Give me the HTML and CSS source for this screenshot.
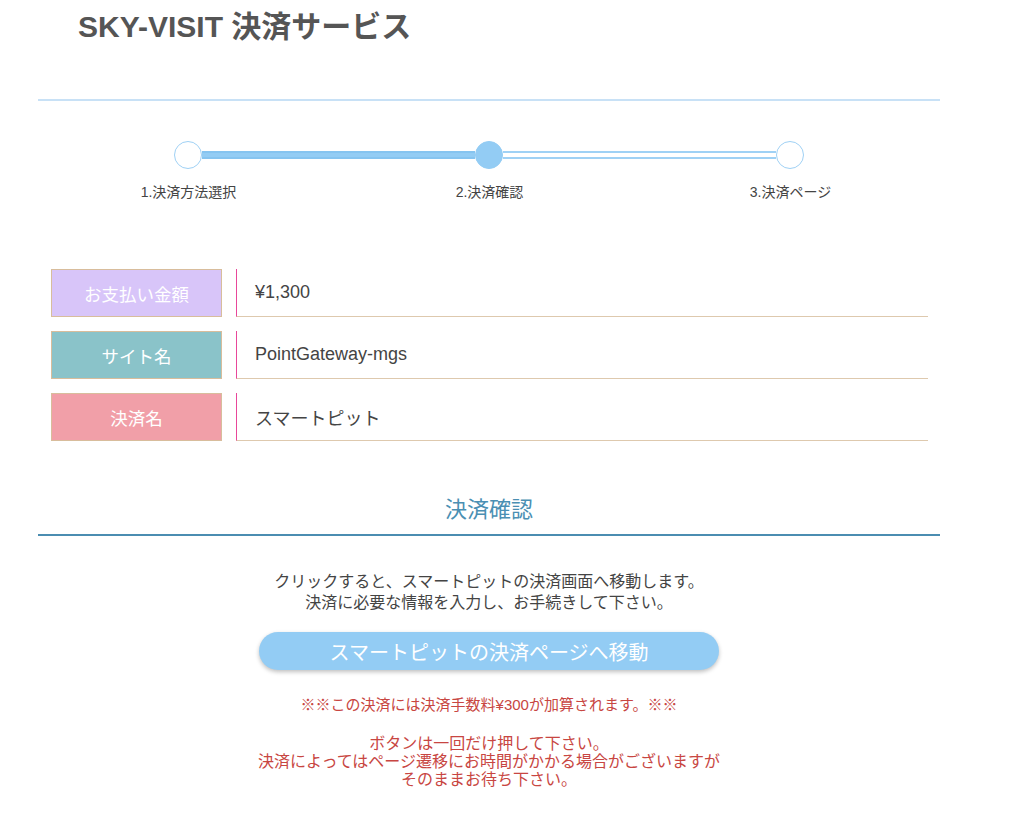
FILE: index.html
```html
<!DOCTYPE html>
<html lang="ja">
<head>
  <meta charset="UTF-8" />
  <title>SKY-VISIT 決済サービス</title>
  <meta name="viewport" content="width=device-width, initial-scale=1.0" />
  <link rel="stylesheet" href="styles.css">
</head>
<body>
  <div class="page">
    <h1 class="site-title">SKY-VISIT 決済サービス</h1>
    <hr class="top-rule" />

    <div class="steps">
      <span class="dot"></span>
      <span class="bar done"></span>
      <span class="dot active"></span>
      <span class="bar"></span>
      <span class="dot"></span>
    </div>
    <div class="step-labels">
      <span>1.決済方法選択</span>
      <span>2.決済確認</span>
      <span>3.決済ページ</span>
    </div>

    <div class="info">
      <div class="info-row">
        <div class="info-label purple">お支払い金額</div>
        <div class="info-value">¥1,300</div>
      </div>
      <div class="info-row">
        <div class="info-label teal">サイト名</div>
        <div class="info-value">PointGateway-mgs</div>
      </div>
      <div class="info-row">
        <div class="info-label pink">決済名</div>
        <div class="info-value">スマートピット</div>
      </div>
    </div>

    <h2 class="section-title">決済確認</h2>

    <p class="lead">
      クリックすると、スマートピットの決済画面へ移動します。<br>
      決済に必要な情報を入力し、お手続きして下さい。
    </p>

    <div class="btn-wrap">
      <button class="btn">スマートピットの決済ページへ移動</button>
    </div>

    <p class="fee">※※この決済には決済手数料¥300が加算されます。※※</p>
    <p class="notice">
      ボタンは一回だけ押して下さい。<br>
      決済によってはページ遷移にお時間がかかる場合がございますが<br>
      そのままお待ち下さい。
    </p>
  </div>
</body>
</html>
```

FILE: styles.css
```css
body {
  margin: 0;
  font-family: 'Liberation Sans', 'Noto Sans CJK JP', sans-serif;
  color: #444;
  background: #fff;
}
.page {
  width: 902px;
  margin-left: 38px;
}
.site-title {
  margin: 0;
  padding: 10px 0 0 40px;
  font-size: 30px;
  line-height: 34px;
  font-weight: bold;
  color: #555;
}
.top-rule {
  margin: 55px 0 0;
  border: none;
  border-top: 2px solid #c8e1f6;
}

/* progress */
.steps {
  display: flex;
  align-items: center;
  width: 630px;
  margin: 40px 0 0 136px;
}
.dot {
  width: 28px;
  height: 28px;
  box-sizing: border-box;
  border: 1.5px solid #9fd1f5;
  border-radius: 50%;
  background: #fff;
  flex: none;
}
.dot.active {
  background: #93ccf4;
  border-color: #93ccf4;
}
.bar {
  flex: 1;
  height: 8px;
  box-sizing: border-box;
  border-top: 2px solid #9fd1f5;
  border-bottom: 2px solid #9fd1f5;
  background: #fff;
}
.bar.done {
  background: #93ccf4;
  border-color: #86c4f0;
}
.step-labels {
  display: grid;
  grid-template-columns: repeat(3, 301px);
  margin-top: 13px;
  font-size: 14px;
  line-height: 20px;
  text-align: center;
  color: #444;
}

/* info table */
.info {
  margin-top: 67px;
  display: flex;
  flex-direction: column;
  gap: 14px;
}
.info-row {
  display: flex;
  height: 48px;
}
.info-label {
  width: 171px;
  margin-left: 13px;
  box-sizing: border-box;
  border: 1.5px solid #d8bd9c;
  color: #fff;
  font-size: 17.5px;
  display: flex;
  align-items: center;
  justify-content: center;
}
.purple { background: #d8c5f9; }
.teal { background: #8ac3c9; }
.pink { background: #f19fa8; }
.info-value {
  width: 692px;
  margin-left: 14px;
  box-sizing: border-box;
  border-left: 1.5px solid #e8479a;
  border-bottom: 1.5px solid #dec9ae;
  padding-left: 18px;
  font-size: 18px;
  color: #444;
  display: flex;
  align-items: center;
}

/* confirm */
.section-title {
  margin: 54px 0 0;
  padding-bottom: 9px;
  border-bottom: 2px solid #4b8db1;
  font-size: 22px;
  line-height: 30px;
  font-weight: normal;
  text-align: center;
  color: #4a8fb3;
}
.lead {
  margin: 35px 0 0;
  font-size: 16px;
  line-height: 21px;
  text-align: center;
  color: #444;
}
.btn-wrap {
  margin-top: 19px;
  text-align: center;
}
.btn {
  width: 460px;
  height: 38px;
  border: none;
  border-radius: 19px;
  background: #93ccf4;
  color: #fff;
  font-family: inherit;
  font-size: 20px;
  box-shadow: 0 2px 4px rgba(0, 0, 0, 0.25);
  cursor: pointer;
}
.fee {
  margin: 25px 0 0;
  font-size: 15px;
  line-height: 20px;
  text-align: center;
  color: #c84642;
}
.notice {
  margin: 20px 0 0;
  font-size: 16px;
  line-height: 18px;
  text-align: center;
  color: #c84642;
}
```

------------------------------------

# Task description
The data should be printed again unchanged; leave its pictures out.

# Solution for this problem
Give me the HTML and CSS source for this screenshot.
FILE: index.html
```html
<!DOCTYPE html>
<html lang="ja">
<head>
  <meta charset="UTF-8" />
  <title>SKY-VISIT 決済サービス</title>
  <meta name="viewport" content="width=device-width, initial-scale=1.0" />
  <link rel="stylesheet" href="styles.css">
</head>
<body>
  <div class="page">
    <h1 class="site-title">SKY-VISIT 決済サービス</h1>
    <hr class="top-rule" />

    <div class="steps">
      <span class="dot"></span>
      <span class="bar done"></span>
      <span class="dot active"></span>
      <span class="bar"></span>
      <span class="dot"></span>
    </div>
    <div class="step-labels">
      <span>1.決済方法選択</span>
      <span>2.決済確認</span>
      <span>3.決済ページ</span>
    </div>

    <div class="info">
      <div class="info-row">
        <div class="info-label purple">お支払い金額</div>
        <div class="info-value">¥1,300</div>
      </div>
      <div class="info-row">
        <div class="info-label teal">サイト名</div>
        <div class="info-value">PointGateway-mgs</div>
      </div>
      <div class="info-row">
        <div class="info-label pink">決済名</div>
        <div class="info-value">スマートピット</div>
      </div>
    </div>

    <h2 class="section-title">決済確認</h2>

    <p class="lead">
      クリックすると、スマートピットの決済画面へ移動します。<br>
      決済に必要な情報を入力し、お手続きして下さい。
    </p>

    <div class="btn-wrap">
      <button class="btn">スマートピットの決済ページへ移動</button>
    </div>

    <p class="fee">※※この決済には決済手数料¥300が加算されます。※※</p>
    <p class="notice">
      ボタンは一回だけ押して下さい。<br>
      決済によってはページ遷移にお時間がかかる場合がございますが<br>
      そのままお待ち下さい。
    </p>
  </div>
</body>
</html>
```

FILE: styles.css
```css
body {
  margin: 0;
  font-family: 'Liberation Sans', 'Noto Sans CJK JP', sans-serif;
  color: #444;
  background: #fff;
}
.page {
  width: 902px;
  margin-left: 38px;
}
.site-title {
  margin: 0;
  padding: 10px 0 0 40px;
  font-size: 30px;
  line-height: 34px;
  font-weight: bold;
  color: #555;
}
.top-rule {
  margin: 55px 0 0;
  border: none;
  border-top: 2px solid #c8e1f6;
}

/* progress */
.steps {
  display: flex;
  align-items: center;
  width: 630px;
  margin: 40px 0 0 136px;
}
.dot {
  width: 28px;
  height: 28px;
  box-sizing: border-box;
  border: 1.5px solid #9fd1f5;
  border-radius: 50%;
  background: #fff;
  flex: none;
}
.dot.active {
  background: #93ccf4;
  border-color: #93ccf4;
}
.bar {
  flex: 1;
  height: 8px;
  box-sizing: border-box;
  border-top: 2px solid #9fd1f5;
  border-bottom: 2px solid #9fd1f5;
  background: #fff;
}
.bar.done {
  background: #93ccf4;
  border-color: #86c4f0;
}
.step-labels {
  display: grid;
  grid-template-columns: repeat(3, 301px);
  margin-top: 13px;
  font-size: 14px;
  line-height: 20px;
  text-align: center;
  color: #444;
}

/* info table */
.info {
  margin-top: 67px;
  display: flex;
  flex-direction: column;
  gap: 14px;
}
.info-row {
  display: flex;
  height: 48px;
}
.info-label {
  width: 171px;
  margin-left: 13px;
  box-sizing: border-box;
  border: 1.5px solid #d8bd9c;
  color: #fff;
  font-size: 17.5px;
  display: flex;
  align-items: center;
  justify-content: center;
}
.purple { background: #d8c5f9; }
.teal { background: #8ac3c9; }
.pink { background: #f19fa8; }
.info-value {
  width: 692px;
  margin-left: 14px;
  box-sizing: border-box;
  border-left: 1.5px solid #e8479a;
  border-bottom: 1.5px solid #dec9ae;
  padding-left: 18px;
  font-size: 18px;
  color: #444;
  display: flex;
  align-items: center;
}

/* confirm */
.section-title {
  margin: 54px 0 0;
  padding-bottom: 9px;
  border-bottom: 2px solid #4b8db1;
  font-size: 22px;
  line-height: 30px;
  font-weight: normal;
  text-align: center;
  color: #4a8fb3;
}
.lead {
  margin: 35px 0 0;
  font-size: 16px;
  line-height: 21px;
  text-align: center;
  color: #444;
}
.btn-wrap {
  margin-top: 19px;
  text-align: center;
}
.btn {
  width: 460px;
  height: 38px;
  border: none;
  border-radius: 19px;
  background: #93ccf4;
  color: #fff;
  font-family: inherit;
  font-size: 20px;
  box-shadow: 0 2px 4px rgba(0, 0, 0, 0.25);
  cursor: pointer;
}
.fee {
  margin: 25px 0 0;
  font-size: 15px;
  line-height: 20px;
  text-align: center;
  color: #c84642;
}
.notice {
  margin: 20px 0 0;
  font-size: 16px;
  line-height: 18px;
  text-align: center;
  color: #c84642;
}
```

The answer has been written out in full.